You and Albert Einstein are planning a weeklong road trip across the American Southwest. What snack do you pack in your little Coleman cooler?
I bring some dried mangoes, raw almonds, toasted coconut and then blow his damn mind with a big bag of peanut butter M&Ms. Albert brings some gross flax crackers, liverwurst and a little bottle of the weirdest German pickles. Needless to say, he feels really stupid and eats all my shit before we hit Flagstaff.
It’s game night at Emily Dickinson’s house and you can’t show up empty-handed. What’s your move?
I bring dried seaweed, cashews and like five boxes of those Samoas Girl Scout Cookies™. Emily has all this wine, olives, fine cheeses and shit and tells me how my snacks don’t really play on a theme or really even go together. I sorta just smile and nod, then catch her later stuffing her FACE so hard with those cookies.
It’s Thomas Edison’s office party and you’ve signed up to bring cups and snacks. How are you going to take this get-together to the next level?
T-Ed asked me to bring cups because he’s cheap. Dude throws a party and asks his guests to literally bring everything. So yeah, I bring cups, but they’re tiny, like, little sacrament cups. And everybody has to do the tiniest sips of shit. T-Ed is sorta pissed, but I bring out those mini Reese’s PB Cups and some tiny Goldfish crackers and do a whole, “Hey look! We’re all giants of this earth!” bit. Everyone loses it and Thom does that thing where he wags his finger at me and just kinda nods his head.
You and Frida Kahlo have been walking around for two hours, trying to decide where to eat and now you are hangry. What do you snack on so you don’t bite each other’s heads off?
Yeah, at this point I’m seriously starving.

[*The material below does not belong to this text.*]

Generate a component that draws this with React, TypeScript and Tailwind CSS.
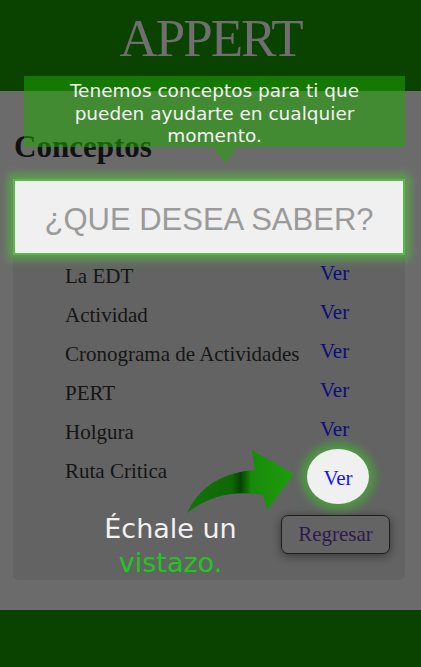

We passed this badass fish taco place like 20 minutes ago and Frida just shrugged it off and said something about how bougie their chips and salsa were. I’m ready to eat the fruit right off of her stupid Carmen Miranda hat when I notice one of those dudes selling boxes of candy heading for the subway. I buy one of everything and eat a whole bag of Doritos Cool Ranch before she can even tell me how horribly inauthentic the ranch spices are. Tell me something I don’t know, Kahlo.
Ernest Hemingway is stuck at home, waiting for the cable guy, and he needs you to bring him something to munch on. What do you grab on your way over?
First of all, I’m so nervous. Dude’s a super-star writer, and I’m an illustrator from Salt Lake City. Plus, I heard he’s super moody, and I don’t really know how to navigate that. I cut up a Pink Lady, and a huge, crunchy Honeycrisp apple. I grab some maple-flavored almond butter and go the extra mile with a couple ice-cold Pellis (San Pellegrinos…doi) with lime. I show up and Hemi looks me up and down, sees the snack bag and gives me the slightest nod. To anyone else it woulda looked like an indifferent stare, but I felt like fireworks went off inside my chest. He barely ate either of the apples, but he basically chugged the almond butter.